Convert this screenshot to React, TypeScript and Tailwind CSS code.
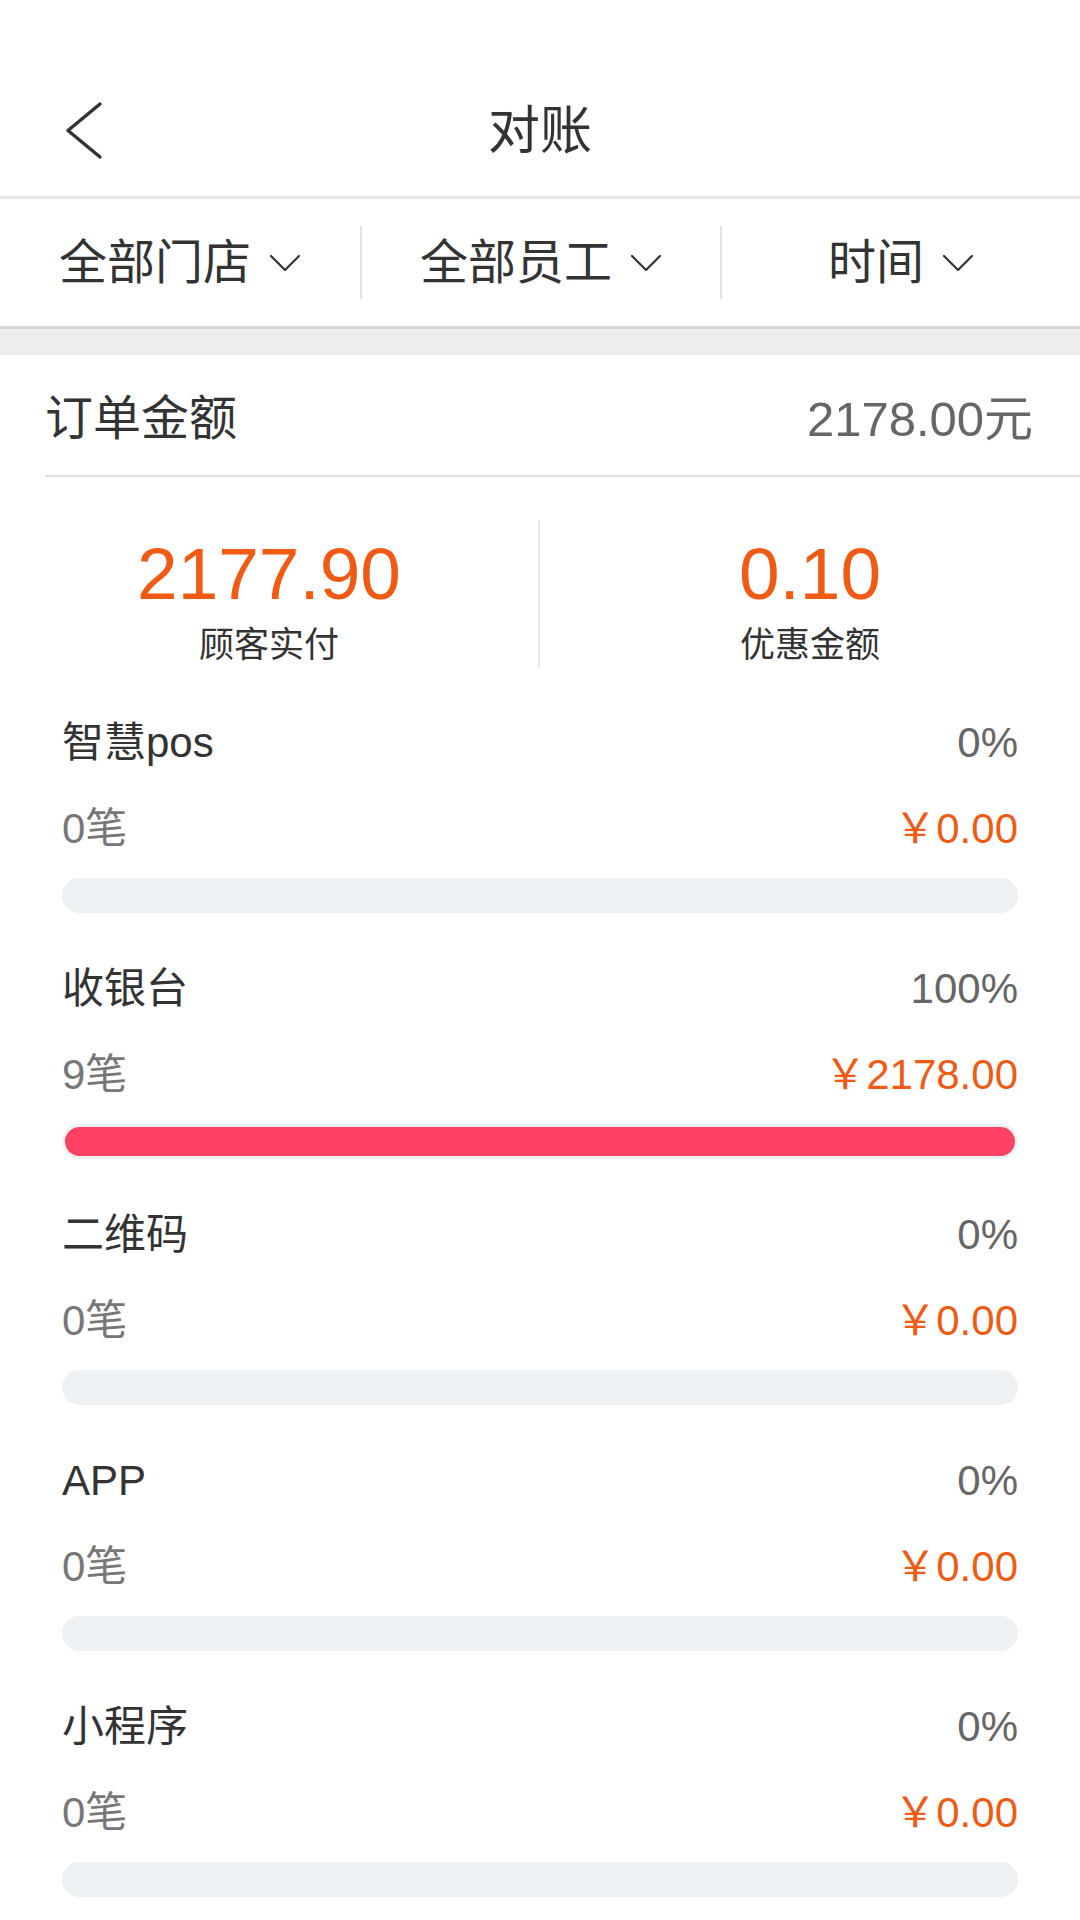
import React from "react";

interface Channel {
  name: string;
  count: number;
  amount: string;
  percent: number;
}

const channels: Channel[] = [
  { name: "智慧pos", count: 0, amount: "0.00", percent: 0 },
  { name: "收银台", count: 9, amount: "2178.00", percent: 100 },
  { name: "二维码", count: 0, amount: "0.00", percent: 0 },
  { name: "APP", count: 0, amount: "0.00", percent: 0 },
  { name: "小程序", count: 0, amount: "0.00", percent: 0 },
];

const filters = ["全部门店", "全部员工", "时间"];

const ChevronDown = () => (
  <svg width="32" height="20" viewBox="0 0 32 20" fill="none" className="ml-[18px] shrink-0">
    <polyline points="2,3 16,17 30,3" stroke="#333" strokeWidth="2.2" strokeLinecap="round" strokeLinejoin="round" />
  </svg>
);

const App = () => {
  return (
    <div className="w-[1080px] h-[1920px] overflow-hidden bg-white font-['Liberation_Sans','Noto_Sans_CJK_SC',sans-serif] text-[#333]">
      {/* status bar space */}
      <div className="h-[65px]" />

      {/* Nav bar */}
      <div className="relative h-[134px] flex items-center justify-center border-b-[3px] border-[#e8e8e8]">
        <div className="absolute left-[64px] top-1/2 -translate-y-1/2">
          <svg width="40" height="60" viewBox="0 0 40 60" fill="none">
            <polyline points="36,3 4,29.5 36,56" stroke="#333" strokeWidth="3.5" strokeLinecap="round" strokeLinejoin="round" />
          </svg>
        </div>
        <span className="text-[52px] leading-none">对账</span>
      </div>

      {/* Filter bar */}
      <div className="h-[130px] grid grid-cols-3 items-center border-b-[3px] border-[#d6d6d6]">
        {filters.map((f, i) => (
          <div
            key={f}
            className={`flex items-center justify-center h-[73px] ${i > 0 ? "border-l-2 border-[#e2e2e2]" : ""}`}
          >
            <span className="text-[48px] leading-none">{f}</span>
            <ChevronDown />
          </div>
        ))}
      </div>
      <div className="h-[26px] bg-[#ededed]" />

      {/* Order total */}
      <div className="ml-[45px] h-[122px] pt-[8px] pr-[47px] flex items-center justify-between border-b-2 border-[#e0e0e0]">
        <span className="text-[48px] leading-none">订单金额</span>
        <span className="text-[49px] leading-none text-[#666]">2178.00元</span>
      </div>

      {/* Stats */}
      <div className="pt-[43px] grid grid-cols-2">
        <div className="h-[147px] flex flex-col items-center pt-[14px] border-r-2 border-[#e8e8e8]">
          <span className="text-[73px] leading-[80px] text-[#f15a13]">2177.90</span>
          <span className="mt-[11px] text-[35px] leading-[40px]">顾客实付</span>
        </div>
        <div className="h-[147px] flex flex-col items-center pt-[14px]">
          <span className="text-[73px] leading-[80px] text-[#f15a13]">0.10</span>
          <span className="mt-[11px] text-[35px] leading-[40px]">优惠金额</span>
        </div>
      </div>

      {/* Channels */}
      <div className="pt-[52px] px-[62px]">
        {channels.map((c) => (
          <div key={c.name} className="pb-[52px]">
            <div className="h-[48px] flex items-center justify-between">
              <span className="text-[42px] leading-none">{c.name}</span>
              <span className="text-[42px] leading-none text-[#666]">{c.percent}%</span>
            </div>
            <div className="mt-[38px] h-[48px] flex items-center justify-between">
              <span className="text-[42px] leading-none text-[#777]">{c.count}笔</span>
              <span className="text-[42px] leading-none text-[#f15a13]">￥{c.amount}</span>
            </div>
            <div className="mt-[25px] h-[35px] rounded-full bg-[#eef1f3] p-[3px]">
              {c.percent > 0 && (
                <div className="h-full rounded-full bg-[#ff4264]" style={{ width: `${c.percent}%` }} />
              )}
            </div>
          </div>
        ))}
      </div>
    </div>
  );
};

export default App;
━━━━━━━━━━
TO DO: The data above needs to be retyped exactly, with the images left out.

SOLUTION FOR THIS TASK:
Convert this screenshot to React, TypeScript and Tailwind CSS code.
import React from "react";

interface Channel {
  name: string;
  count: number;
  amount: string;
  percent: number;
}

const channels: Channel[] = [
  { name: "智慧pos", count: 0, amount: "0.00", percent: 0 },
  { name: "收银台", count: 9, amount: "2178.00", percent: 100 },
  { name: "二维码", count: 0, amount: "0.00", percent: 0 },
  { name: "APP", count: 0, amount: "0.00", percent: 0 },
  { name: "小程序", count: 0, amount: "0.00", percent: 0 },
];

const filters = ["全部门店", "全部员工", "时间"];

const ChevronDown = () => (
  <svg width="32" height="20" viewBox="0 0 32 20" fill="none" className="ml-[18px] shrink-0">
    <polyline points="2,3 16,17 30,3" stroke="#333" strokeWidth="2.2" strokeLinecap="round" strokeLinejoin="round" />
  </svg>
);

const App = () => {
  return (
    <div className="w-[1080px] h-[1920px] overflow-hidden bg-white font-['Liberation_Sans','Noto_Sans_CJK_SC',sans-serif] text-[#333]">
      {/* status bar space */}
      <div className="h-[65px]" />

      {/* Nav bar */}
      <div className="relative h-[134px] flex items-center justify-center border-b-[3px] border-[#e8e8e8]">
        <div className="absolute left-[64px] top-1/2 -translate-y-1/2">
          <svg width="40" height="60" viewBox="0 0 40 60" fill="none">
            <polyline points="36,3 4,29.5 36,56" stroke="#333" strokeWidth="3.5" strokeLinecap="round" strokeLinejoin="round" />
          </svg>
        </div>
        <span className="text-[52px] leading-none">对账</span>
      </div>

      {/* Filter bar */}
      <div className="h-[130px] grid grid-cols-3 items-center border-b-[3px] border-[#d6d6d6]">
        {filters.map((f, i) => (
          <div
            key={f}
            className={`flex items-center justify-center h-[73px] ${i > 0 ? "border-l-2 border-[#e2e2e2]" : ""}`}
          >
            <span className="text-[48px] leading-none">{f}</span>
            <ChevronDown />
          </div>
        ))}
      </div>
      <div className="h-[26px] bg-[#ededed]" />

      {/* Order total */}
      <div className="ml-[45px] h-[122px] pt-[8px] pr-[47px] flex items-center justify-between border-b-2 border-[#e0e0e0]">
        <span className="text-[48px] leading-none">订单金额</span>
        <span className="text-[49px] leading-none text-[#666]">2178.00元</span>
      </div>

      {/* Stats */}
      <div className="pt-[43px] grid grid-cols-2">
        <div className="h-[147px] flex flex-col items-center pt-[14px] border-r-2 border-[#e8e8e8]">
          <span className="text-[73px] leading-[80px] text-[#f15a13]">2177.90</span>
          <span className="mt-[11px] text-[35px] leading-[40px]">顾客实付</span>
        </div>
        <div className="h-[147px] flex flex-col items-center pt-[14px]">
          <span className="text-[73px] leading-[80px] text-[#f15a13]">0.10</span>
          <span className="mt-[11px] text-[35px] leading-[40px]">优惠金额</span>
        </div>
      </div>

      {/* Channels */}
      <div className="pt-[52px] px-[62px]">
        {channels.map((c) => (
          <div key={c.name} className="pb-[52px]">
            <div className="h-[48px] flex items-center justify-between">
              <span className="text-[42px] leading-none">{c.name}</span>
              <span className="text-[42px] leading-none text-[#666]">{c.percent}%</span>
            </div>
            <div className="mt-[38px] h-[48px] flex items-center justify-between">
              <span className="text-[42px] leading-none text-[#777]">{c.count}笔</span>
              <span className="text-[42px] leading-none text-[#f15a13]">￥{c.amount}</span>
            </div>
            <div className="mt-[25px] h-[35px] rounded-full bg-[#eef1f3] p-[3px]">
              {c.percent > 0 && (
                <div className="h-full rounded-full bg-[#ff4264]" style={{ width: `${c.percent}%` }} />
              )}
            </div>
          </div>
        ))}
      </div>
    </div>
  );
};

export default App;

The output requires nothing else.